Identifying fibers can
be helpful to determine where the fabric came from. This is part
of forensic science that can help determine where a fiber may have originated
from. In this activity the students will learn about how paper is
made, but they will also be able to identify the fibers that their household
has. Encourage students to bring lint from home so they can make
paper from their own fibers. You may want students to make the paper
at home and then bring it in. This is a messy activity, but fun!
Discuss the process of paper-making,
emphasizing that most paper is crushed together, and not woven like a fabric.
You may want to list the many paper products the students use everyday.
For instance, writing paper, toilet paper, paper towels, cardboard, newspaper,
paper plates, and many more. This activity discusses how to
make paper. Follow the directions below. Each student can make
their own piece of paper.
- Put lint in
a bowl. Cover the lint with water. Beat the mixture with a
fork and fingers. Try to mix the lint and water as evenly as possible.
Then add the laundry starch and stir.
- Do this quickly, before
the lint settles.
- Dip one end of the wire
screen into the water. Slip the screen flat under the water's surface.
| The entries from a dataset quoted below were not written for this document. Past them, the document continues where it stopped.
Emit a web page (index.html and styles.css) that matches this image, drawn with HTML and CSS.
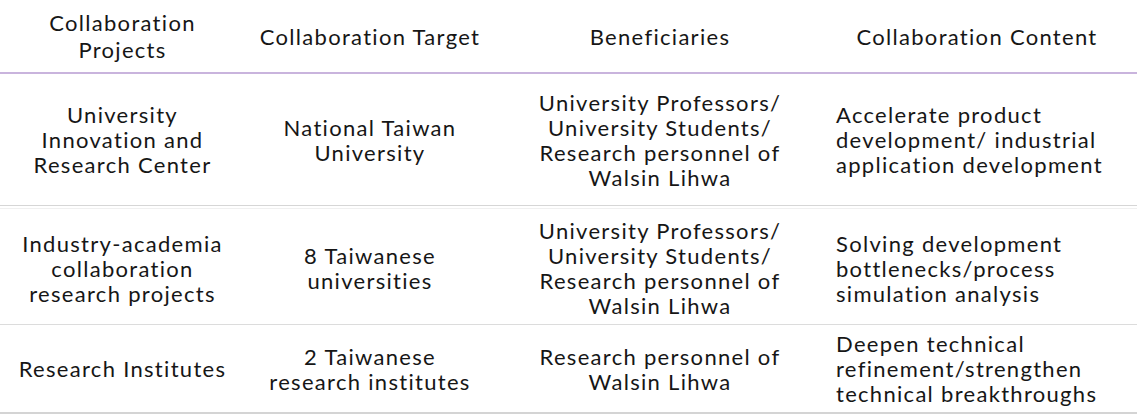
FILE: index.html
```html
<!DOCTYPE html>
<html lang="en">
<head>
<meta charset="utf-8">
<title>Collaboration Projects</title>
<link rel="stylesheet" href="styles.css">
</head>
<body>
<div class="table">
  <div class="row head">
    <div class="cell c1">Collaboration<br>Projects</div>
    <div class="cell c2">Collaboration Target</div>
    <div class="cell c3">Beneficiaries</div>
    <div class="cell c4h">Collaboration Content</div>
  </div>
  <div class="row r1">
    <div class="cell c1">University<br>Innovation and<br>Research Center</div>
    <div class="cell c2">National Taiwan<br>University</div>
    <div class="cell c3">University Professors/<br>University Students/<br>Research personnel of<br>Walsin Lihwa</div>
    <div class="cell c4">Accelerate product<br>development/ industrial<br>application development</div>
  </div>
  <div class="row r2">
    <div class="cell c1">Industry-academia<br>collaboration<br>research projects</div>
    <div class="cell c2">8 Taiwanese<br>universities</div>
    <div class="cell c3">University Professors/<br>University Students/<br>Research personnel of<br>Walsin Lihwa</div>
    <div class="cell c4">Solving development<br>bottlenecks/process<br>simulation analysis</div>
  </div>
  <div class="row r3">
    <div class="cell c1">Research Institutes</div>
    <div class="cell c2">2 Taiwanese<br>research institutes</div>
    <div class="cell c3">Research personnel of<br>Walsin Lihwa</div>
    <div class="cell c4">Deepen technical<br>refinement/strengthen<br>technical breakthroughs</div>
  </div>
</div>
</body>
</html>
```
FILE: styles.css
```css
html, body {
  margin: 0;
  padding: 0;
  background: #ffffff;
}

body {
  font-family: Lato, "Open Sans", sans-serif;
  font-size: 22px;
  line-height: 25px;
  letter-spacing: 1.3px;
  color: #161616;
}

.table {
  width: 1137px;
}

.row {
  display: grid;
  grid-template-columns: 245px 250px 330px 1fr;
  box-sizing: border-box;
}

.head {
  height: 74px;
  line-height: 27px;
  border-bottom: 2px solid #c9b4dd;
}

.r1 {
  height: 132px;
  border-bottom: 1px solid #d6d6d6;
}

.r2 {
  height: 119px;
  padding-top: 6px;
  border-bottom: 1px solid #dcdcdc;
  background: linear-gradient(#ffffff 0 2px, #f0f0f0 2px 3px, #ffffff 3px);
}

.r3 {
  height: 89px;
  border-bottom: 2px solid #d4d4d4;
}

.cell {
  display: flex;
  flex-direction: column;
  justify-content: center;
  text-align: center;
}

.c4 {
  text-align: left;
  padding-left: 11px;
}

.c4h {
  text-align: center;
  padding-right: 8px;
}
```
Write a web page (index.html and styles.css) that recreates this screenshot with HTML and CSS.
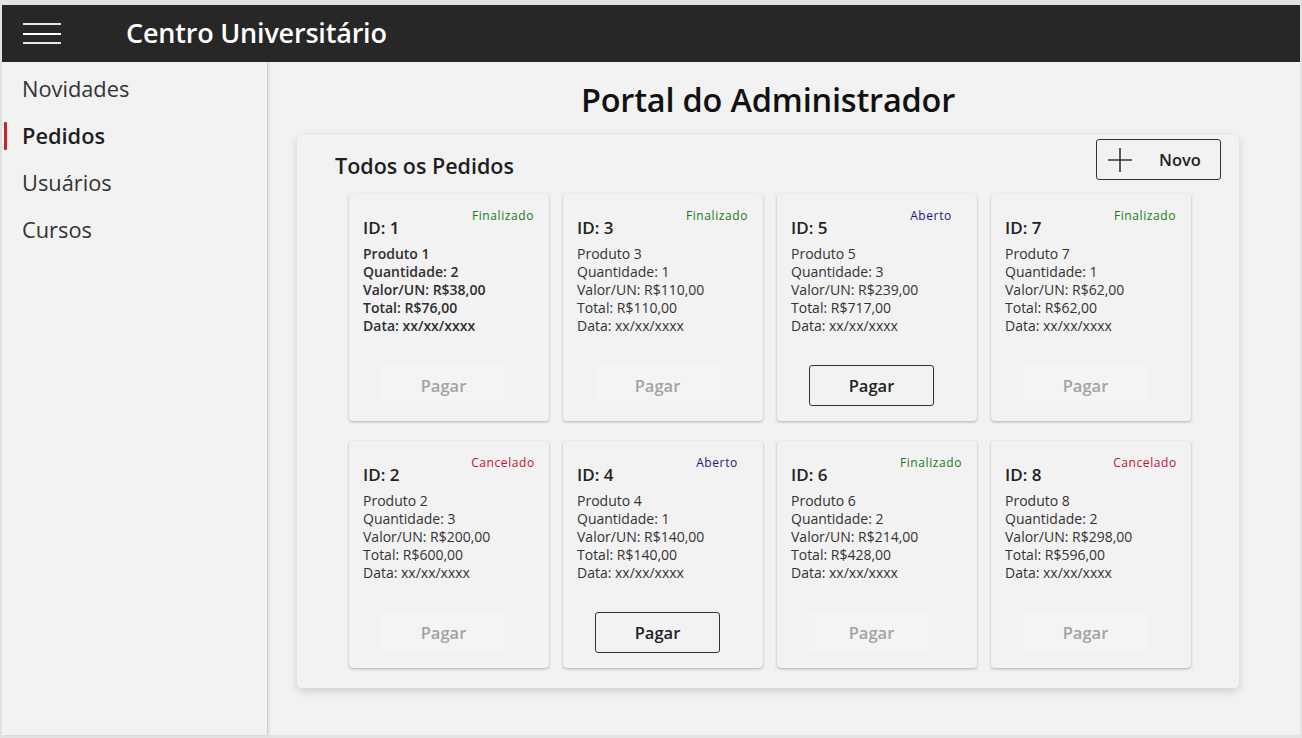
FILE: index.html
```html
<!DOCTYPE html>
<html lang="pt-BR">
<head>
<meta charset="utf-8">
<title>Portal do Administrador</title>
<link rel="stylesheet" href="styles.css">
</head>
<body>
<div class="frame">
  <header class="topbar">
    <button class="menu-btn" aria-label="Menu">
      <svg width="38" height="22" viewBox="0 0 38 22"><rect x="0" y="0" width="38" height="2" fill="#e6e6e6"/><rect x="0" y="10" width="38" height="2" fill="#ffffff"/><rect x="0" y="19" width="38" height="2" fill="#e6e6e6"/></svg>
    </button>
    <h1 class="brand">Centro Universitário</h1>
  </header>
  <div class="body-row">
    <nav class="sidebar">
      <a class="nav-item">Novidades</a>
      <a class="nav-item active">Pedidos</a>
      <a class="nav-item">Usuários</a>
      <a class="nav-item">Cursos</a>
    </nav>
    <main class="main">
      <div class="content">
        <h2 class="page-title">Portal do Administrador</h2>
        <section class="panel">
          <div class="panel-head">
            <h3 class="panel-title">Todos os Pedidos</h3>
            <button class="new-btn">
              <svg width="26" height="26" viewBox="0 0 26 26"><path d="M13 1v24M1 13h24" stroke="#333" stroke-width="1.6" fill="none"/></svg>
              <span>Novo</span>
            </button>
          </div>
          <div class="grid">
            <article class="card strong">
              <div class="card-head"><span class="card-id">ID: 1</span><span class="status ok">Finalizado</span></div>
              <div class="lines"><div>Produto 1</div><div>Quantidade: 2</div><div>Valor/UN: R$38,00</div><div>Total: R$76,00</div><div>Data: xx/xx/xxxx</div></div>
              <button class="pay disabled">Pagar</button>
            </article>
            <article class="card">
              <div class="card-head"><span class="card-id">ID: 3</span><span class="status ok">Finalizado</span></div>
              <div class="lines"><div>Produto 3</div><div>Quantidade: 1</div><div>Valor/UN: R$110,00</div><div>Total: R$110,00</div><div>Data: xx/xx/xxxx</div></div>
              <button class="pay disabled">Pagar</button>
            </article>
            <article class="card">
              <div class="card-head"><span class="card-id">ID: 5</span><span class="status open">Aberto</span></div>
              <div class="lines"><div>Produto 5</div><div>Quantidade: 3</div><div>Valor/UN: R$239,00</div><div>Total: R$717,00</div><div>Data: xx/xx/xxxx</div></div>
              <button class="pay">Pagar</button>
            </article>
            <article class="card">
              <div class="card-head"><span class="card-id">ID: 7</span><span class="status ok">Finalizado</span></div>
              <div class="lines"><div>Produto 7</div><div>Quantidade: 1</div><div>Valor/UN: R$62,00</div><div>Total: R$62,00</div><div>Data: xx/xx/xxxx</div></div>
              <button class="pay disabled">Pagar</button>
            </article>
            <article class="card">
              <div class="card-head"><span class="card-id">ID: 2</span><span class="status cancel">Cancelado</span></div>
              <div class="lines"><div>Produto 2</div><div>Quantidade: 3</div><div>Valor/UN: R$200,00</div><div>Total: R$600,00</div><div>Data: xx/xx/xxxx</div></div>
              <button class="pay disabled">Pagar</button>
            </article>
            <article class="card">
              <div class="card-head"><span class="card-id">ID: 4</span><span class="status open">Aberto</span></div>
              <div class="lines"><div>Produto 4</div><div>Quantidade: 1</div><div>Valor/UN: R$140,00</div><div>Total: R$140,00</div><div>Data: xx/xx/xxxx</div></div>
              <button class="pay">Pagar</button>
            </article>
            <article class="card">
              <div class="card-head"><span class="card-id">ID: 6</span><span class="status ok">Finalizado</span></div>
              <div class="lines"><div>Produto 6</div><div>Quantidade: 2</div><div>Valor/UN: R$214,00</div><div>Total: R$428,00</div><div>Data: xx/xx/xxxx</div></div>
              <button class="pay disabled">Pagar</button>
            </article>
            <article class="card">
              <div class="card-head"><span class="card-id">ID: 8</span><span class="status cancel">Cancelado</span></div>
              <div class="lines"><div>Produto 8</div><div>Quantidade: 2</div><div>Valor/UN: R$298,00</div><div>Total: R$596,00</div><div>Data: xx/xx/xxxx</div></div>
              <button class="pay disabled">Pagar</button>
            </article>
          </div>
        </section>
      </div>
    </main>
  </div>
</div>
</body>
</html>
```
FILE: styles.css
```css
* { box-sizing: border-box; }
html, body { margin: 0; padding: 0; }
body {
  background: #e3e3e3;
  font-family: "Open Sans", "Noto Sans", sans-serif;
  color: #222;
}
.frame {
  width: 1302px;
  height: 738px;
  padding: 5px 2px 3px 2px;
  display: flex;
  flex-direction: column;
}
.topbar {
  height: 57px;
  background: #272727;
  display: flex;
  align-items: center;
  flex-shrink: 0;
}
.menu-btn {
  background: none;
  border: 0;
  padding: 0;
  margin-left: 21px;
  width: 38px;
  height: 22px;
  display: flex;
}
.brand {
  margin: 0 0 0 65px;
  color: #fff;
  font-size: 27px;
  font-weight: 600;
  letter-spacing: -0.2px;
  line-height: 1;
  padding-bottom: 2px;
}
.body-row {
  flex: 1;
  display: flex;
  background: #f2f2f2;
}
.sidebar {
  width: 266px;
  flex-shrink: 0;
  background: #f2f2f2;
  border-right: 1px solid #cfcfcf;
  box-shadow: 1px 0 3px rgba(0,0,0,0.12);
  padding-top: 3px;
  display: flex;
  flex-direction: column;
}
.nav-item {
  height: 47px;
  display: flex;
  align-items: center;
  font-size: 21.8px;
  color: #333;
  padding-left: 2px;
}
.nav-item::before {
  content: "";
  width: 3px;
  height: 28px;
  margin-right: 15px;
  background: transparent;
  border-radius: 1px;
}
.nav-item.active { font-weight: 600; color: #1e1e1e; }
.nav-item.active::before { background: #c4262e; }
.main {
  flex: 1;
  padding: 18px 0 0 29px;
}
.content {
  width: 942px;
  display: flex;
  flex-direction: column;
}
.page-title {
  margin: 0;
  height: 40px;
  line-height: 40px;
  text-align: center;
  font-size: 32.5px;
  font-weight: 600;
  color: #111;
  letter-spacing: -0.2px;
}
.panel {
  margin-top: 15px;
  background: #f2f2f2;
  border-radius: 5px;
  box-shadow: 0 3px 10px rgba(0,0,0,0.16);
  padding: 4px 18px 20px 38px;
}
.panel-head {
  height: 55px;
  display: flex;
  justify-content: space-between;
  align-items: flex-start;
}
.panel-title {
  margin: 12px 0 0 0;
  line-height: 30px;
  font-size: 21.5px;
  font-weight: 600;
  color: #1e1e1e;
}
.new-btn {
  width: 125px;
  height: 41px;
  border: 1px solid #333;
  border-radius: 3px;
  background: transparent;
  display: flex;
  align-items: center;
  padding: 0 0 0 10px;
  font-family: inherit;
  font-size: 16.5px;
  font-weight: 600;
  color: #222;
}
.new-btn span { margin-left: 26px; }
.grid {
  margin-left: 14px;
  display: grid;
  grid-template-columns: repeat(4, 200px);
  column-gap: 14px;
  row-gap: 20px;
}
.card {
  height: 227px;
  background: #f2f2f2;
  border-radius: 4px;
  box-shadow: 0 1px 3px rgba(0,0,0,0.28);
  padding: 14px 14px 15px 14px;
  display: flex;
  flex-direction: column;
}
.card-head {
  display: flex;
  justify-content: space-between;
  align-items: flex-start;
  height: 31px;
}
.card-id {
  margin-top: 9px;
  line-height: 22px;
  font-size: 17px;
  font-weight: 600;
  color: #222;
}
.status {
  width: 80px;
  margin-right: -8px;
  text-align: center;
  font-size: 12px;
  line-height: 16px;
  letter-spacing: 0.6px;
}
.status.ok { color: #1a7a1a; }
.status.open { color: #1d1381; }
.status.cancel { color: #c50f2f; }
.lines {
  margin-top: 6px;
  font-size: 14px;
  line-height: 18px;
  color: #333;
  letter-spacing: 0;
}
.card.strong .lines { font-weight: 600; color: #2e2e2e; }
.pay {
  margin: 30px 0 0 18px;
  width: 125px;
  height: 41px;
  border: 1px solid #333;
  border-radius: 3px;
  background: transparent;
  font-family: inherit;
  font-size: 16.5px;
  font-weight: 600;
  color: #222;
}
.pay.disabled {
  border-color: transparent;
  background: #f4f4f4;
  color: #a3a3a3;
}
```
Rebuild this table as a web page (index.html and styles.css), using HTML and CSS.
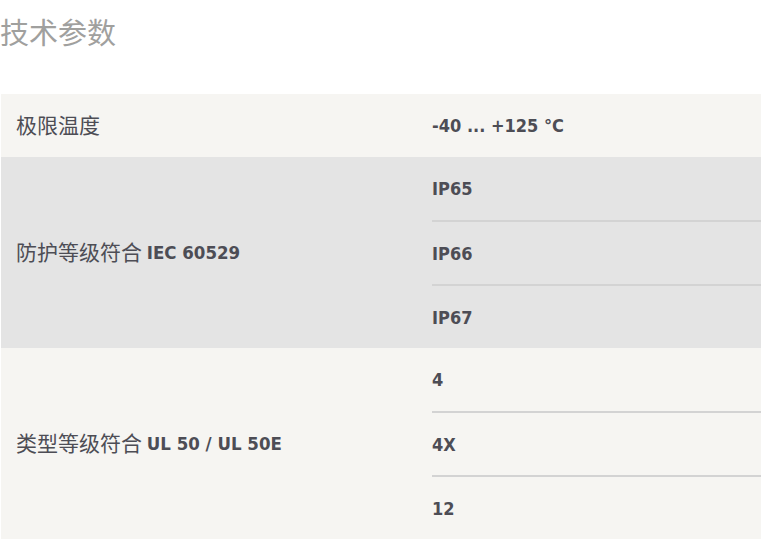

Then lift it out of the water, keeping it flat. Allow most of the
water to drain through. It should be covered with an even layer of
lint. If it isn't, slip it back under the water's surface after stirring
the mixture in the bowl with your hand. Try again.
- The layer of lint fibers
will become your paper. Put the screen, fiber side up, on three or
four sheets of folded newspaper. Cover it with a few more sheets
of folded newspaper. Roll the pile with the rolling pin. You are
squeezing the water out. Gently peel off the top layers of the newspaper.
Your sheet of lint paper should be sticking to it. Let it dry.
Peel the newspaper off after it dries. You now have a piece of paper.
(Actually it looks more like cardboard.)
- Go over the lab procedure
carefully with students. Stress that the lint must be evenly mixed
and the importance of draining off the water as much as possible before
placing the screen with the lint between the newspaper layers. After
the students look at the paper under the microscope, see if they can identify
different types of fibers. Remember if a household has cats or dogs
their hair will be incorporated into the paper.